Database operations often tend to be the main bottleneck for most web applications today. It’s not only the DBA’s (database administrators) that have to worry about these performance issues. We as programmers need to do our part by structuring tables properly, writing optimized queries and better code. Here are some MySQL optimization techniques for programmers.

  1. Optimize Your Queries For the Query Cache Most MySQL servers have query caching enabled. It’s one of the most effective methods of improving performance, that is quietly handled by the database engine. When the same query is executed multiple times, the result is fetched from the cache, which is quite fast. The main problem is, it is so easy and hidden from the programmer, most of us tend to ignore it. Some things we do can actually prevent the query cache from performing its task.

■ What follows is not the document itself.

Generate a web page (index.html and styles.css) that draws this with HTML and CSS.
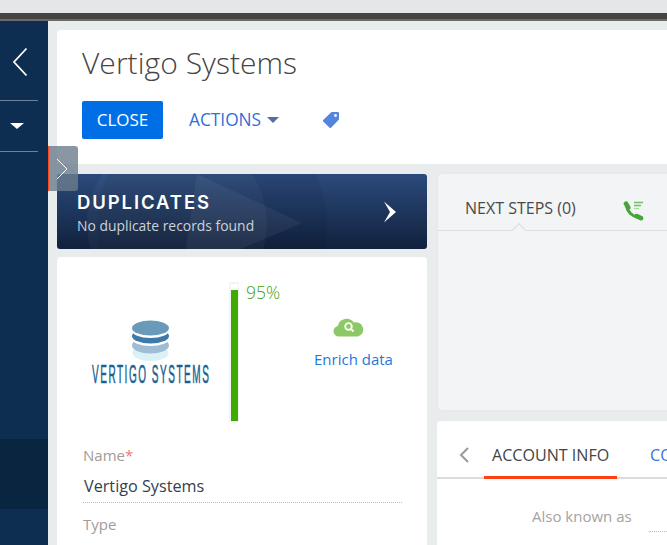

// query cache does NOT work $r = mysql_query("SELECT username FROM user WHERE signup_date >= CURDATE()");

// query cache works! $today = date("Y-m-d"); $r = mysql_query("SELECT username FROM user WHERE signup_date >= '$today'");

The reason query cache does not work in the first line is the usage of the CURDATE() function. This applies to all non-deterministic functions like NOW() and RAND() etc… Since the return result of the function can change, MySQL decides to disable query caching for that query. All we needed to do is to add an extra line of PHP before the query to prevent this from happening. 2. EXPLAIN Your SELECT Queries Using the EXPLAIN keyword can give you insight on what MySQL is doing to execute your query. This can help you spot the bottlenecks and other problems with your query or table structures. The results of an EXPLAIN query will show you which indexes are being utilized, how the table is being scanned and sorted etc… Take a SELECT query (preferably a complex one, with joins), and add the keyword EXPLAIN in front of it. You can just use phpmyadmin for this. It will show you the results in a nice table. For example, let’s say I forgot to add an index to a column, which I perform joins on:

After adding the index to the group_id field:

Now instead of scanning 7883 rows, it will only scan 9 and 16 rows from the 2 tables. A good rule of thumb is to multiply all numbers under the “rows” column, and your query performance will be somewhat proportional to the resulting number. 3. LIMIT 1 When Getting a Unique Row Sometimes when you are querying your tables, you already know you are looking for just one row. You might be fetching a unique record, or you might just be just checking the existence of any number of records that satisfy your WHERE clause. In such cases, adding LIMIT 1 to your query can increase performance. This way the database engine will stop scanning for records after it finds just 1, instead of going thru the whole table or index.

// do I have any users from Alabama?

// what NOT to do: $r = mysql_query("SELECT * FROM user WHERE state = 'Alabama'"); if (mysql_num_rows($r) > 0) { // ... }

// much better: $r = mysql_query("SELECT 1 FROM user WHERE state = 'Alabama' LIMIT 1"); if (mysql_num_rows($r) > 0) { // ... }

  1. Index the Search Fields Indexes are not just for the primary keys or the unique keys. If there are any columns in your table that you will search by, you should almost always index them.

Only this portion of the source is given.